3. Kirschner, Sweller, and Clark, “Why Minimal Guidance During Instruction Does Not
Work: An Analysis of the Failure of Constructivist, Discovery, Problem-Based, Experiential, and Inquiry-Based Teaching,” Educational Psychologist, 41(2), 2006. "The aim of all instruction is to alter long-term memory. If nothing has changed in long-term memory, nothing has been learned." The method that works best is explicit, strong teacher-guided instruction. 
6.Working memory is where thinking takes place.
__________

Parents should not expect world-class math instruction in elementary school.
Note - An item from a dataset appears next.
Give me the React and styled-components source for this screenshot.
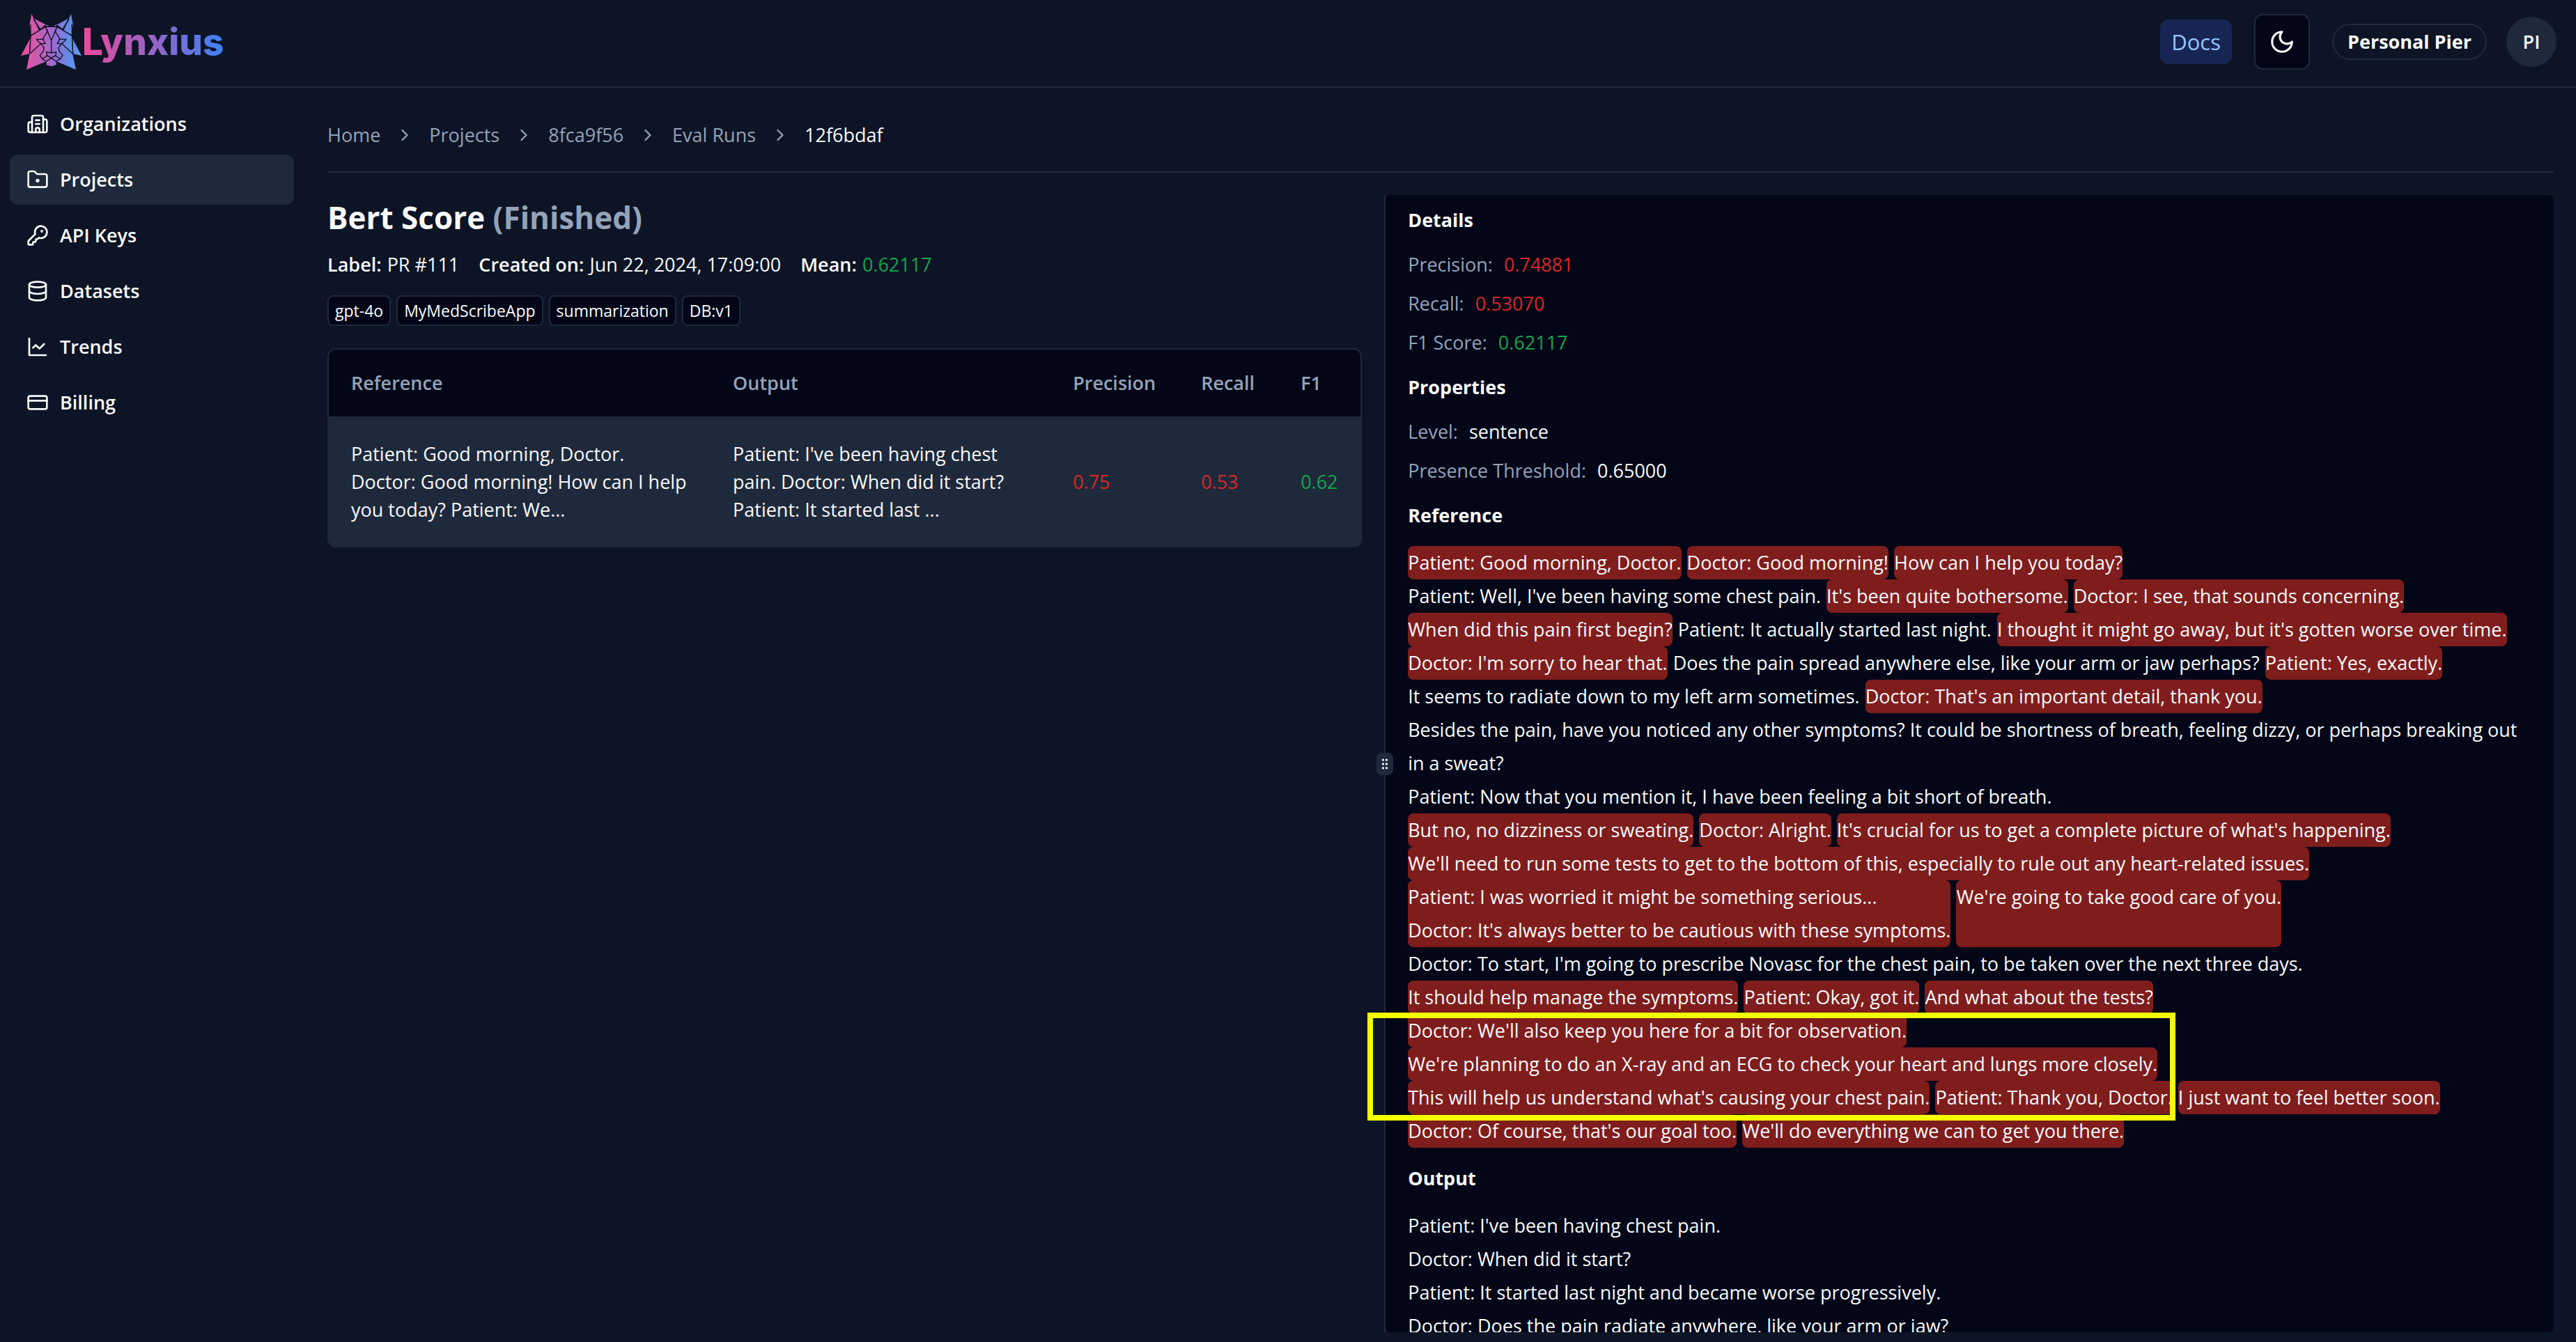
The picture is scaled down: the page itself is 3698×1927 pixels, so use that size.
import React from 'react';
import styled, { createGlobalStyle } from 'styled-components';
import {
  Building2,
  ChevronRight,
  CreditCard,
  Database,
  FolderDot,
  GripVertical,
  KeyRound,
} from 'lucide-react';

const colors = {
  page: '#0d1425',
  surface: '#020617',
  line: '#1e293b',
  text: '#f8fafc',
  muted: '#94a3b8',
  red: '#dc2626',
  green: '#16a34a',
  missing: '#7f1d1d',
};

const GlobalStyle = createGlobalStyle`
  *, *::before, *::after { box-sizing: border-box; }
  body {
    margin: 0;
    background: ${colors.page};
    color: ${colors.text};
    font-family: "Open Sans", "Noto Sans", sans-serif;
    font-size: 27px;
    line-height: 40px;
  }
  h1, h2, p, dl, dd, ul, ol { margin: 0; padding: 0; }
  ul, ol { list-style: none; }
  a { color: inherit; text-decoration: none; }
  button { font: inherit; color: inherit; cursor: pointer; }
`;

const Shell = styled.div`
  display: flex;
  flex-direction: column;
  height: 100vh;
`;

const Header = styled.header`
  display: flex;
  justify-content: space-between;
  align-items: center;
  padding: 20px 28px 24px 30px;
  border-bottom: 2px solid ${colors.line};
`;

const Brand = styled.a`
  display: flex;
  align-items: center;
`;

const Wordmark = styled.span`
  font: 800 53px/76px Inter, sans-serif;
  background: linear-gradient(90deg, #ec4899, #3b82f6);
  background-clip: text;
  color: transparent;
`;

const HeaderActions = styled.div`
  display: flex;
  align-items: center;
  gap: 32px;
`;

const DocsLink = styled.a`
  padding: 12px 16px;
  border-radius: 12px;
  background: #172554;
  color: #93c5fd;
  font-size: 31px;
`;

const ThemeButton = styled.button`
  display: grid;
  place-items: center;
  width: 80px;
  height: 80px;
  padding: 0;
  border: 2px solid ${colors.line};
  border-radius: 12px;
  background: ${colors.surface};
`;

const Account = styled.div`
  display: flex;
  align-items: center;
  gap: 28px;
`;

const AccountName = styled.span`
  padding: 4px 20px;
  border: 2px solid ${colors.line};
  border-radius: 26px;
  font-weight: 700;
`;

const Avatar = styled.button`
  width: 72px;
  height: 72px;
  padding: 0;
  border: 0;
  border-radius: 50%;
  background: ${colors.line};
  font-weight: 600;
`;

const Body = styled.div`
  display: flex;
  flex: 1;
  min-height: 0;
`;

const Sidebar = styled.nav`
  display: flex;
  flex-direction: column;
  gap: 8px;
  width: 438px;
  padding: 16px 16px 16px 14px;
`;

const NavItem = styled.a`
  display: flex;
  align-items: center;
  gap: 16px;
  padding: 16px 24px;
  border-radius: 12px;
  background: ${(p) => (p.$active ? colors.line : 'transparent')};
  font-weight: 600;
`;

const Main = styled.main`
  display: flex;
  flex-direction: column;
  flex: 1;
  min-width: 0;
  padding: 48px 32px 14px;
`;

const Breadcrumb = styled.ol`
  display: flex;
  align-items: center;
  gap: 21px;
  padding-bottom: 32px;
  margin-bottom: 32px;
  border-bottom: 2px solid ${colors.line};
  color: ${colors.muted};
`;

const Crumb = styled.li`
  display: flex;
  align-items: center;
  gap: 21px;
`;

const CurrentCrumb = styled.span`
  color: ${colors.text};
`;

const Split = styled.div`
  display: grid;
  grid-template-columns: 19fr 2px 21fr;
  flex: 1;
  min-height: 0;
`;

const RunPane = styled.section`
  padding-right: 32px;
`;

const Title = styled.h1`
  font-size: 44px;
  font-weight: 700;
  line-height: 64px;
`;

const Status = styled.span`
  color: ${colors.muted};
`;

const Meta = styled.dl`
  display: flex;
  gap: 28px;
  margin-top: 16px;
`;

const MetaPair = styled.div`
  display: flex;
  gap: 8px;

  dt { font-weight: 600; }
`;

const Value = styled.dd`
  color: ${(p) => colors[p.$tone] || colors.text};
`;

const Tags = styled.ul`
  display: flex;
  gap: 8px;
  margin: 24px 0 32px;
`;

const Tag = styled.li`
  padding: 0 9px;
  border: 2px solid ${colors.line};
  border-radius: 8px;
  background: ${colors.surface};
  font-size: 23px;
  font-weight: 500;
`;

const TableFrame = styled.div`
  overflow: hidden;
  border: 2px solid ${colors.line};
  border-radius: 12px;
`;

const Table = styled.table`
  width: 100%;
  table-layout: fixed;
  border-spacing: 0;
  text-align: left;
`;

const HeadCell = styled.th`
  width: ${(p) => p.$width};
  height: 98px;
  padding: 0 0 0 32px;
  border-bottom: 2px solid ${colors.line};
  background: ${colors.surface};
  color: ${colors.muted};
  font-weight: 600;
`;

const Cell = styled.td`
  padding: 32px 0 32px 32px;
  background: ${colors.line};
  color: ${(p) => colors[p.$tone] || colors.text};
  white-space: pre-line;
`;

const Divider = styled.div`
  position: relative;
  background: ${colors.line};
`;

const Handle = styled.button`
  position: absolute;
  top: 50%;
  left: 50%;
  display: grid;
  place-items: center;
  width: 24px;
  height: 32px;
  padding: 0;
  border: 0;
  border-radius: 8px;
  background: ${colors.line};
  transform: translate(-50%, -50%);
`;

const DetailPane = styled.section`
  display: flex;
  flex-direction: column;
  gap: 24px;
  overflow-y: auto;
  scrollbar-width: none;
  padding: 16px 32px;
  border-radius: 8px;
  background: ${colors.surface};
`;

const SectionTitle = styled.h2`
  font-size: 27px;
  font-weight: 700;
  line-height: 40px;
`;

const Facts = styled.dl`
  display: flex;
  flex-direction: column;
  gap: 16px;
`;

const Fact = styled.div`
  display: flex;
  gap: 16px;

  dt { color: ${colors.muted}; }
`;

const Passage = styled.div`
  display: flex;
  flex-wrap: wrap;
  column-gap: 8px;
  line-height: 48px;
  white-space: pre-line;
`;

const Sentence = styled.span`
  border-radius: 8px;
  background: ${(p) => (p.$missing ? colors.missing : 'transparent')};
`;

const Marker = styled.div`
  position: absolute;
  top: 1174px;
  left: -24px;
  width: 1160px;
  height: 155px;
  border: 8px solid #f2ff00;
  pointer-events: none;
`;

function LynxLogo() {
  return (
    <svg width="88" height="80" viewBox="12 18 264 240" aria-hidden="true">
      <defs>
        <linearGradient id="lynx" gradientUnits="userSpaceOnUse" x1="12" y1="0" x2="272" y2="0">
          <stop offset="0" stopColor="#f04e98" />
          <stop offset="0.35" stopColor="#c060b8" />
          <stop offset="0.6" stopColor="#8f6fd6" />
          <stop offset="0.8" stopColor="#5f8ee6" />
          <stop offset="1" stopColor="#6f94ff" />
        </linearGradient>
      </defs>
      <g fill="url(#lynx)">
        <path d="M58 18 50 62 55 108 90 90ZM228 18 236 62 231 108 196 90Z" />
        <path d="M70 38 118 64 94 84ZM216 38 168 64 192 84Z" />
        <path d="M54 112 94 88 118 73H168L192 88 232 112 234 188 249 258 164 222V238L143 244 122 238V222L36 258 50 188Z" />
        <path d="M52 124 12 198 48 190ZM234 124 273 198 238 190Z" />
        <path d="M115 63 132 68 124 71ZM171 63 154 68 162 71Z" />
      </g>
      <g fill="none" stroke={colors.page} strokeWidth="4" strokeLinejoin="round">
        <path d="M54 62V112L50 188M232 62V112L236 188" />
        <path d="M118 73 54 112M168 73 232 112M66 40 96 86M220 40 190 86" />
        <path d="M116 73H170M118 73 143 132 168 73M143 132V182" />
        <path d="M118 73 126 94 106 126M168 73 160 94 180 126" />
        <path d="M78 127 112 127M78 127 98 146H118L106 128M208 127 174 127M208 127 188 146H168L180 128" />
        <path d="M98 146 50 190M188 146 236 190" />
        <path d="M98 146 112 164 108 180 94 196 104 212 122 222 143 208 164 222 182 212 192 196 178 180 174 164 188 146" />
        <path d="M122 182 143 186 164 182 162 196 143 208 124 196ZM104 212 126 198M182 212 160 198" />
      </g>
    </svg>
  );
}

function MoonIcon() {
  return (
    <svg width="38" height="38" viewBox="0 0 24 24" fill="none" stroke="currentColor"
      strokeWidth="2" strokeLinecap="round" strokeLinejoin="round" aria-hidden="true">
      <path d="M12 3a6 6 0 0 0 9 9 9 9 0 1 1-9-9Z" />
    </svg>
  );
}

function TrendsIcon({ size }) {
  return (
    <svg width={size} height={size} viewBox="0 0 24 24" fill="none" stroke="currentColor"
      strokeWidth="2" strokeLinecap="round" strokeLinejoin="round" aria-hidden="true">
      <path d="M3 3v18h18" />
      <path d="m19 9-5 5-4-4-3 3" />
    </svg>
  );
}

const nav = [
  ['Organizations', Building2],
  ['Projects', FolderDot],
  ['API Keys', KeyRound],
  ['Datasets', Database],
  ['Trends', TrendsIcon],
  ['Billing', CreditCard],
];

const crumbs = ['Home', 'Projects', '8fca9f56', 'Eval Runs'];
const tags = ['gpt-4o', 'MyMedScribeApp', 'summarization', 'DB:v1'];

// Each entry is [sentence, missing from the output].
const reference = [
  ['Patient: Good morning, Doctor.', true],
  ['Doctor: Good morning!', true],
  ['How can I help you today?', true],
  ["Patient: Well, I've been having some chest pain.", false],
  ["It's been quite bothersome.", true],
  ['Doctor: I see, that sounds concerning.', true],
  ['When did this pain first begin?', true],
  ['Patient: It actually started last night.', false],
  ["I thought it might go away, but it's gotten worse over time.", true],
  ["Doctor: I'm sorry to hear that.", true],
  ['Does the pain spread anywhere else, like your arm or jaw perhaps?', false],
  ['Patient: Yes, exactly.', true],
  ['It seems to radiate down to my left arm sometimes.', false],
  ["Doctor: That's an important detail, thank you.", true],
  ['Besides the pain, have you noticed any other symptoms? It could be shortness of breath, feeling dizzy, or perhaps breaking out in a sweat?\nPatient: Now that you mention it, I have been feeling a bit short of breath.', false],
  ['But no, no dizziness or sweating.', true],
  ['Doctor: Alright.', true],
  ["It's crucial for us to get a complete picture of what's happening.", true],
  ["We'll need to run some tests to get to the bottom of this, especially to rule out any heart-related issues.", true],
  ["Patient: I was worried it might be something serious...\nDoctor: It's always better to be cautious with these symptoms.", true],
  ["We're going to take good care of you.", true],
  ["Doctor: To start, I'm going to prescribe Novasc for the chest pain, to be taken over the next three days.", false],
  ['It should help manage the symptoms.', true],
  ['Patient: Okay, got it.', true],
  ['And what about the tests?', true],
  ["Doctor: We'll also keep you here for a bit for observation.", true],
  ["We're planning to do an X-ray and an ECG to check your heart and lungs more closely.", true],
  ["This will help us understand what's causing your chest pain.", true],
  ['Patient: Thank you, Doctor.', true],
  ['I just want to feel better soon.', true],
  ["Doctor: Of course, that's our goal too.", true],
  ["We'll do everything we can to get you there.", true],
];

const output = [
  "Patient: I've been having chest pain.",
  'Doctor: When did it start?',
  'Patient: It started last night and became worse progressively.',
  'Doctor: Does the pain radiate anywhere, like your arm or jaw?',
].join('\n');

function FactRow({ label, value, tone }) {
  return (
    <Fact>
      <dt>{label}:</dt>
      <Value $tone={tone}>{value}</Value>
    </Fact>
  );
}

export default function App() {
  return (
    <Shell>
      <GlobalStyle />
      <Header>
        <Brand href="#">
          <LynxLogo />
          <Wordmark>Lynxius</Wordmark>
        </Brand>
        <HeaderActions>
          <DocsLink href="#docs">Docs</DocsLink>
          <ThemeButton type="button" aria-label="Toggle theme">
            <MoonIcon />
          </ThemeButton>
          <Account>
            <AccountName>Personal Pier</AccountName>
            <Avatar type="button">PI</Avatar>
          </Account>
        </HeaderActions>
      </Header>
      <Body>
        <Sidebar>
          {nav.map(([label, Icon]) => (
            <NavItem key={label} href="#" $active={label === 'Projects'}>
              <Icon size={32} />
              {label}
            </NavItem>
          ))}
        </Sidebar>
        <Main>
          <Breadcrumb>
            {crumbs.map((label) => (
              <Crumb key={label}>
                <a href="#">{label}</a>
                <ChevronRight size={28} />
              </Crumb>
            ))}
            <li>
              <CurrentCrumb aria-current="page">12f6bdaf</CurrentCrumb>
            </li>
          </Breadcrumb>
          <Split>
            <RunPane>
              <Title>
                Bert Score <Status>(Finished)</Status>
              </Title>
              <Meta>
                <MetaPair>
                  <dt>Label:</dt>
                  <Value>PR #111</Value>
                </MetaPair>
                <MetaPair>
                  <dt>Created on:</dt>
                  <Value>Jun 22, 2024, 17:09:00</Value>
                </MetaPair>
                <MetaPair>
                  <dt>Mean:</dt>
                  <Value $tone="green">0.62117</Value>
                </MetaPair>
              </Meta>
              <Tags>
                {tags.map((tag) => (
                  <Tag key={tag}>{tag}</Tag>
                ))}
              </Tags>
              <TableFrame>
                <Table>
                  <thead>
                    <tr>
                      <HeadCell $width="37%">Reference</HeadCell>
                      <HeadCell>Output</HeadCell>
                      <HeadCell $width="184px">Precision</HeadCell>
                      <HeadCell $width="143px">Recall</HeadCell>
                      <HeadCell $width="118px">F1</HeadCell>
                    </tr>
                  </thead>
                  <tbody>
                    <tr>
                      <Cell>{'Patient: Good morning, Doctor.\nDoctor: Good morning! How can I help\nyou today? Patient: We...'}</Cell>
                      <Cell>{"Patient: I've been having chest\npain. Doctor: When did it start?\nPatient: It started last ..."}</Cell>
                      <Cell $tone="red">0.75</Cell>
                      <Cell $tone="red">0.53</Cell>
                      <Cell $tone="green">0.62</Cell>
                    </tr>
                  </tbody>
                </Table>
              </TableFrame>
            </RunPane>
            <Divider>
              <Handle type="button" aria-label="Resize panels">
                <GripVertical size={20} />
              </Handle>
              <Marker />
            </Divider>
            <DetailPane>
              <SectionTitle>Details</SectionTitle>
              <Facts>
                <FactRow label="Precision" value="0.74881" tone="red" />
                <FactRow label="Recall" value="0.53070" tone="red" />
                <FactRow label="F1 Score" value="0.62117" tone="green" />
              </Facts>
              <SectionTitle>Properties</SectionTitle>
              <Facts>
                <FactRow label="Level" value="sentence" />
                <FactRow label="Presence Threshold" value="0.65000" />
              </Facts>
              <SectionTitle>Reference</SectionTitle>
              <Passage>
                {reference.map(([text, missing]) => (
                  <Sentence key={text} $missing={missing}>
                    {text}
                  </Sentence>
                ))}
              </Passage>
              <SectionTitle>Output</SectionTitle>
              <Passage>{output}</Passage>
            </DetailPane>
          </Split>
        </Main>
      </Body>
    </Shell>
  );
}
Sian Beilock (Choke, p. 124) points out that elementary education majors have the “highest levels of math anxiety of any college major in the United States.” Moreover, elementary school teacher preparation programs “include very little math.” Teachers are trained to be generalists. They take "math education" courses, but not math courses. Yet, teaching arithmetic and algebra requires domain-specific knowledge and domain specific methods that optimize rapid mastery of fundamentals in long-term memory. This requires memorization, substantial practice, and solving a wide range of routine word problems. Like parents in Singapore and Korea, U.S. parents should supplement school math with “outside of school” tutoring and instruction. Parents can use the revised 2010 math sequence from Core Knowledge as a guide. In contrast to Common Core, the Core Knowledge math sequence is world-class and leads, grade-by-grade, to Algebra 1 in 8th grade. [Tuesday, December 21, 2010] 

Other comments. 

  • Kids are not fluent in arithmetic needed for algebra. 
  • Algebra courses are watered down. 
  • The new Common Core math standards are not world class. 
  • In NCLB, “mediocre” performance is labeled “proficient.” 
  • Kids lag behind their peers in high-achieving nations. 
  • Society says it is okay to be bad at math. 
  • In school, it’s not ‘cool’ to be smart in math.